RAGIONI DELLA DECISIONE.

Il primo motivo è inammissibile e, in ogni caso, non fondato. Infatti, va evidenziato il difetto di autosufficienza dello stesso, non risultando una chiara trascrizione dell’atto di appello (riportato per stralci), che consenta una valutazione complessiva della portata devolutiva.

In ogni caso, per quanto si può ricavare dagli atti, dal controricorso si deduce che l’atto di appello, richiamando il contenuto del ricorso di primo grado, ripropone le censure che la CTP non ha accolto e che non risultano essere state abbandonate. Sul punto, in tema di impugnazione nei giudizi di merito, questa Corte ha avuto modo di precisare che “in tema di poteri doveri del giudice d’appello, quando dal complesso delle deduzioni e delle conclusioni contenute nell’atto di appello risulti la volontà di sottoporre l’intera controversia al giudice dell’impugnazione, questi è tenuto a riesaminare anche quelle parti della sentenza di primo grado che non abbiano, a differenza di altre, formato oggetto di specifica trattazione nel suddetto atto, in quanto comunque coinvolte nell’integrale impugnazione della prima pronuncia”. (Cass. n. 17013/2010).

Nel caso esaminato, la Martinetti, “richiamando tutte te deduzioni ed eccezioni formulate nel corso del giudizio di primo grado (quivi da intendersi integralmente riportate e trascritte)”, aveva inteso devolvere al giudice del gravame le plurime doglienze contenute nel ricorso introduttivo riguardo alla sottesa cartella di cui sopra, ossia non soltanto quelle concernenti la prescrizione, ma anche quelle relative alla omessa/irregolare notifica.
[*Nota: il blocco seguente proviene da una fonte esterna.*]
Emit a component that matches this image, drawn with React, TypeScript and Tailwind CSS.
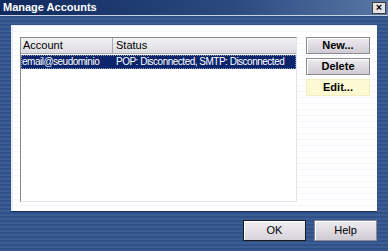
import React from 'react';

const font = { fontFamily: '"Liberation Sans", Arial, sans-serif' };

function Btn({ label, variant = 'normal', className = '' }: { label: string; variant?: 'normal' | 'hover' | 'default'; className?: string }) {
  const look =
    variant === 'hover'
      ? 'bg-[#fdf9d2] border border-[#f3eec0]'
      : variant === 'default'
        ? 'bg-[linear-gradient(#f2eff4,#d6d2da)] border border-[#1a1a1a] shadow-[inset_1px_1px_0_#fff]'
        : 'bg-[linear-gradient(#eeebf0,#cfcbd3)] border border-[#8c8a90] shadow-[inset_1px_1px_0_#fff]';
  return (
    <div className={`flex items-center justify-center text-[11px] leading-none text-black ${look} ${className}`}>
      {label}
    </div>
  );
}

export default function App() {
  return (
    <div
      className="w-[388px] h-[251px] flex flex-col overflow-hidden bg-[repeating-linear-gradient(180deg,#2f5088_0px,#2f5088_2px,#3b5d93_2px,#3b5d93_4px)]"
      style={font}
    >
      <div className="h-[16px] flex items-center justify-between pl-[3px] pr-[2px] bg-[linear-gradient(90deg,#10295e,#2a4a80_60%,#5a78a6)] border-b border-[#c8d2e2]">
        <span className="text-white font-bold text-[11px] leading-none">Manage Accounts</span>
        <div className="w-[14px] h-[12px] bg-[#e4e2e6] border border-[#404040] flex items-center justify-center text-[11px] font-bold leading-none text-black">
          ×
        </div>
      </div>

      <div className="flex-1 flex flex-col px-[11px] pt-[9px]">
        <div className="h-[186px] bg-[repeating-linear-gradient(180deg,#ffffff_0px,#ffffff_5px,#f3f6fb_5px,#f3f6fb_6px)] border-l-2 border-t border-[#e8eef8] shadow-[0_1px_0_#1c2f55] flex gap-[9px] pl-[7px] pt-[11px] pr-[7px]">
          <div className="w-[277px] h-[165px] bg-white border border-[#8a8a8a] border-b-[#dfe4ee] border-r-[#dfe4ee] flex flex-col">
            <div className="h-[16px] flex text-[11px] text-black leading-none">
              <div className="w-[92px] flex items-center pl-[2px] bg-[linear-gradient(#f2f1f4,#dcdbe0)] border-r border-b border-[#a8a8b0]">
                Account
              </div>
              <div className="flex-1 flex items-center pl-[3px] bg-[linear-gradient(#f2f1f4,#dcdbe0)] border-b border-[#a8a8b0]">
                Status
              </div>
            </div>
            <div className="mt-[1px] h-[14px] flex items-center text-[10px] tracking-[-0.5px] text-white bg-[#0b246b] outline-1 outline-dotted outline-[#8a9ac0] -outline-offset-1 leading-none">
              <div className="w-[92px] pl-[1px] whitespace-nowrap">email@seudominio</div>
              <div className="flex-1 pl-[3px] whitespace-nowrap">POP: Disconnected, SMTP: Disconnected</div>
            </div>
          </div>
          <div className="flex flex-col gap-[4px]">
            <Btn label="New..." className="w-[64px] h-[17px] font-bold" />
            <Btn label="Delete" className="w-[64px] h-[17px] font-bold" />
            <Btn label="Edit..." variant="hover" className="w-[64px] h-[17px] font-bold" />
          </div>
        </div>

        <div className="flex justify-end gap-[8px] pt-[9px]">
          <Btn label="OK" variant="default" className="w-[63px] h-[21px]" />
          <Btn label="Help" className="w-[63px] h-[21px]" />
        </div>
      </div>
    </div>
  );
}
Nello stesso senso, si richiama anche Cass. n. 32838 del 2018, che ha ritenuto che, nel processo tributario, stante il carattere devolutivo pieno dell’appello volto ad ottenere il riesame della causa nel merito, l’onere di impugnazione specifica richiesto dal D.Lgs. n. 546 del 1992, art. 53, non impone all’appellante di porre nuovi argomenti giuridici a sostegno dell’impugnazione rispetto a quelli già respinti dal giudice di primo grado, specie ove le questioni che formano oggetto del giudizio siano di mero diritto.

Conclusivamente, dal momento che risultano riproposte le censure che la CTP non ha accolto (e che non risultano abbandonate) il motivo va respinto.

Va accolto, invece, il secondo motivo.

L’Agenzia contesta, in relazione all’art. 360 c.p.c., n. 3), la violazione del D.P.R. n. 602 del 1973, artt. 26, comma 1, seconda parte, e dell’art. 2697 c.c., il convincimento della CTR, secondo il quale la notifica della cartella in esame sarebbe stata nulla, poiché non era leggibile la sottoscrizione del destinatario e non risultavano allegate le copie dei documenti giustificativi.

Sul punto, si rileva che, come statuito dalle che le S.U. (Cass. n. 9962 del 2010), quando l’atto risulti consegnato all’indirizzo del destinatario a persona che abbia sottoscritto l’avviso di ricevimento, con grafia illeggibile, nello spazio relativo alla “firma del destinatario o di persona delegata”, e non risulti che il piego sia stato consegnato dall’agente postale a persona diversa dal destinatario tra quelle indicate dalla L. n. 890 del 1982, art. 7, comma 2, la consegna deve ritenersi validamente effettuata a mani proprie del destinatario, fino a querela di falso, a nulla rilevando che, nell’avviso, non sia stata sbarrata la relativa casella e non sia altrimenti indicata la qualità del consegnatario, non essendo integrata alcuna delle ipotesi di nullità di cui all’art. 160 c.p.c. (più di recente Cass. n. 4556 del 2020).

Peraltro, non risulta contestato il luogo ove è stata consegnata la raccomandata all’indirizzo del contribuente. Sul punto, sotto altro profilo, va confermato l’orientamento oramai maggioritario, relativo alla presunzione di conoscenza dell’atto.

Infatti, (Cass. n. 29532/20) dal momento che l’atto risulta pervenuto all’indirizzo del destinatario, questo deve ritenersi ritualmente consegnato a quest’ultimo in forza della presunzione di conoscenza di cui all’art. 1335 c.c., superabile solo se lo stesso destinatario dia prova di essersi incolpevolmente trovato nell’impossibilità di prenderne cognizione (così, da ultimo, Cass., Sez. 3, n. 12883 del 26/06/2020; Cass., Sez. 5, n. 33563 del 28/12/2018; Cass., Sez. 3, n. 15795 del 29/07/2016).

Pertanto, la prova dell’arrivo della raccomandata fa presumere l’invio e la conoscenza dell’atto, mentre l’onere di provare eventualmente che il plico non contenesse l’atto (ipotesi invero nemmeno specificamente dedotta), spetta non già al mittente, ma al destinatario.

Va, quindi, rigettato il primo motivo di ricorso ed accolto il secondo. Conseguentemente, va cassata la sentenza impugnata e ferma la decisione di primo grado relativamente alle cartelle ritenute correttamente notificate rispettivamente il 4/10/2006 ed il 26/7/2007, l’originario ricorso della contribuente va accolto limitatamente ai crediti recati dalle rimanenti cartelle di pagamento.

In ragione dell’evoluzione della vicenda processuale e della parziale soccombenza vanno compensate le spese dell’intero giudizio.

P.Q.M.

La Corte rigetta il primo motivo ed accoglie il secondo, cassa la sentenza impugnata e, decidendo nel merito, accoglie l’originario ricorso della contribuente nei limiti di cui in motivazione.

Compensa le spese dell’intero giudizio.

Così deciso in Roma, il 4 giugno 2021.